In dissecting two conserved pathways required for C. elegans immunity to bacteria, Aballay found a wealth of data on innate immunity plus a surprising insight into another classic metazoan response to infection fever.
The first pathway was p38 MAPK/CED-3, which is also required for the activation of programmed cell death under certain stresses. The other was a heat shock transcription factor-1 (HSF-1) pathway, which is elicited by increased temperature independently of p38 MAPK/CED-3. Aballay identified genes in both pathways that encoded immunity effector molecules plus relevant signaling molecules and transcription factors. In fluorescently labeled transgenic worms, he mapped gene expression in the two target pathways as they came into direct contact with a small zoo of pathogenic microbes.

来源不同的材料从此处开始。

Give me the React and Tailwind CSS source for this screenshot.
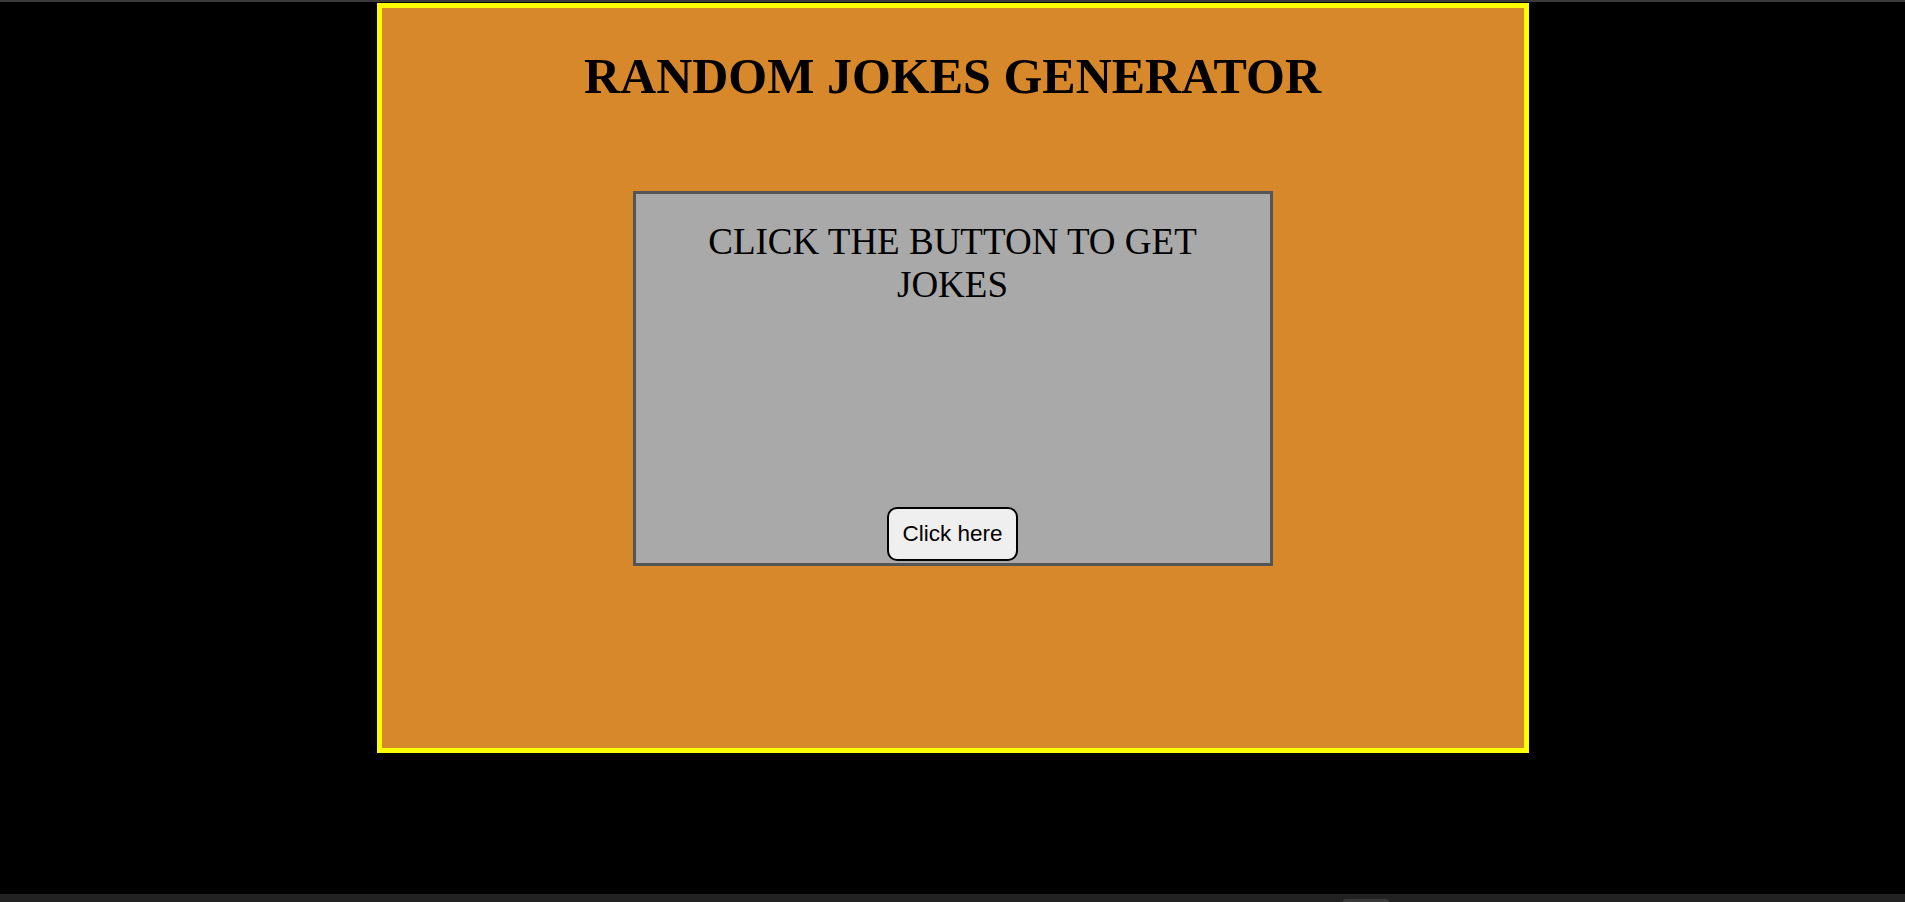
import { useState } from 'react';

const jokes = [
  'CLICK THE BUTTON TO GET JOKES',
];

export default function App() {
  const [joke] = useState(jokes[0]);

  return (
    <div className="h-screen w-full bg-black flex flex-col overflow-hidden">
      {/* top strip */}
      <div className="h-[2px] bg-[#3a3a3a] shrink-0" />

      <main className="flex-1 flex justify-center items-start pt-[1px]">
        <div className="w-[1152px] h-[750px] border-[5px] border-[#ffff00] bg-[#d7882a] flex flex-col items-center">
          <h1 className="mt-[39px] text-[50px] leading-[normal] font-bold text-black font-['Liberation_Serif','Times_New_Roman',serif]">
            RANDOM JOKES GENERATOR
          </h1>

          <div className="mt-[86px] w-[640px] h-[375px] border-[3px] border-[#555555] bg-[#a9a9a9] flex flex-col items-center px-[20px]">
            <p className="pt-[26px] text-[37px] leading-[normal] text-center text-black font-['Liberation_Serif','Times_New_Roman',serif]">
              {joke}
            </p>
            <button
              type="button"
              className="mt-auto mb-[2px] px-[13px] py-[12px] text-[22.5px] leading-[26px] text-black bg-[#efefef] border-2 border-black rounded-[10px] font-['Liberation_Sans',Arial,sans-serif]"
            >
              Click here
            </button>
          </div>
        </div>
      </main>

      {/* bottom strip */}
      <div className="h-[8px] bg-[#222222] shrink-0 flex items-end">
        <div className="ml-[1343px] w-[46px] h-[3px] rounded-t-[3px] bg-[#3a3a3a]" />
      </div>
    </div>
  );
}
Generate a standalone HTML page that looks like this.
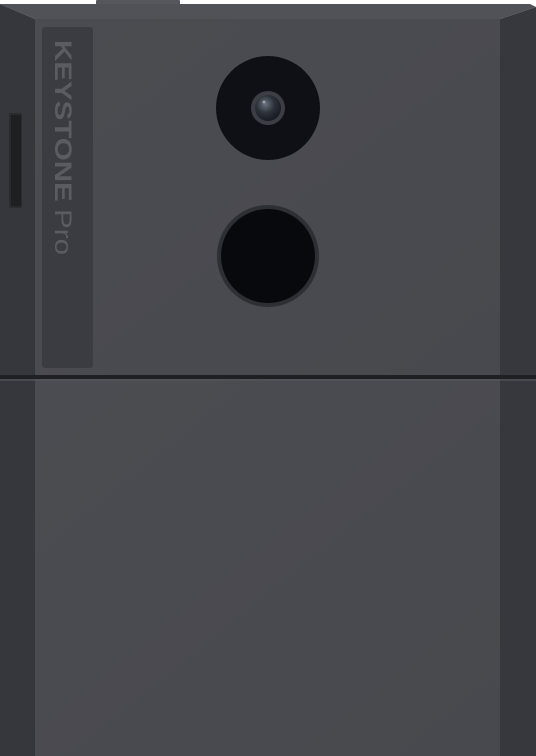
<!DOCTYPE html>
<html><head><style>
html,body{margin:0;padding:0;background:#fff;width:536px;height:756px;overflow:hidden}
</style></head><body>
<svg width="536" height="756" viewBox="0 0 536 756" xmlns="http://www.w3.org/2000/svg" style="display:block">
<defs>
<linearGradient id="face" x1="0" y1="0" x2="1" y2="1">
<stop offset="0" stop-color="#4b4c51"/><stop offset="1" stop-color="#48494e"/>
</linearGradient>
<radialGradient id="lens" cx="0.4" cy="0.35" r="0.7">
<stop offset="0" stop-color="#6b7280"/><stop offset="0.5" stop-color="#2c3038"/><stop offset="1" stop-color="#15181d"/>
</radialGradient>
</defs>
<rect x="96" y="0" width="84" height="5" rx="1" fill="#55575c"/>
<polygon points="0,4 530,4 536,7 500,19 35,19" fill="#515257"/>
<polygon points="0,4 35,19 35,756 0,756" fill="#36373c"/>
<polygon points="536,7 536,756 500,756 500,19" fill="#37383d"/>
<rect x="35" y="19" width="465" height="357" fill="url(#face)"/>
<rect x="35" y="379" width="465" height="377" fill="url(#face)"/>
<rect x="0" y="375" width="536" height="4" fill="#1f2023"/>
<rect x="0" y="379" width="536" height="2" fill="#55565b" opacity="0.6"/>
<rect x="9" y="113" width="13" height="95" rx="2" fill="#2a2b2f"/>
<rect x="11" y="115" width="10" height="91" rx="1" fill="#1e1f22"/>
<rect x="42" y="27" width="51" height="341" rx="3" fill="#3b3c41"/>
<text transform="translate(55,40) rotate(90)" font-family="Liberation Sans, sans-serif" font-size="24" fill="#5b5c62" textLength="215" lengthAdjust="spacingAndGlyphs"><tspan font-weight="bold">KEYSTONE</tspan><tspan dx="6">Pro</tspan></text>
<circle cx="268" cy="108" r="52" fill="#0e1015"/>
<circle cx="268" cy="108" r="17" fill="#3b3e45"/>
<circle cx="268" cy="108" r="13" fill="url(#lens)"/>
<circle cx="264" cy="102" r="1.5" fill="#9aa0aa"/>
<circle cx="268" cy="256" r="51" fill="#2d2f34"/>
<circle cx="268" cy="256" r="47" fill="#08090c"/>
</svg>
</body></html>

The big surprise was the discovery that the HSF-1 pathway was required for C. elegans immunity against Pseudomonas aeruginosa, Salmonella enterica, Yersinia pestis, and Enterococcus faecalis. It indicated that HSF-1 is part of a broad, multi-pathogen defense pathway. And it also suggested something new about fever, says Aballay.
Fever is an ancient immune mechanism used by metazoans in response to microbial infections. Warm-blooded “homeotherms” like rats (and people) can increase their internal body temperature in response to infection, yet even cold-blooded “poikilotherms” like worms migrate toward warmer environments in response to infections. But the mechanism of fever as a response to infection is still largely unknown. The activation of the HSF-1 pathways by heat shock and its function in C. elegans immunity provides both a molecular explanation for the beneficial role of behavioral fevers in poikilotherms and a mechanism by which fever works in metazoans, says Aballay.
It also raises questions about the HSF-1 pathway in humans and whether drugs currently used to reduce fever in infected patients may make matters worse by preventing activation of the HSF-1 pathway. Aspirin and similar anti-inflammatory drugs, which reduce fever but also activate HSF-1 signaling, could offer the best of both worlds, says Aballay. He also points out that new drugs designed to activate HSF-1 are already in clinical trials for treating neurodegenerative diseases. “Our work opens the possibility of using co-inducers of HSF-1 to boost immunity to treat infectious diseases and immunodeficiencies,” says Aballay.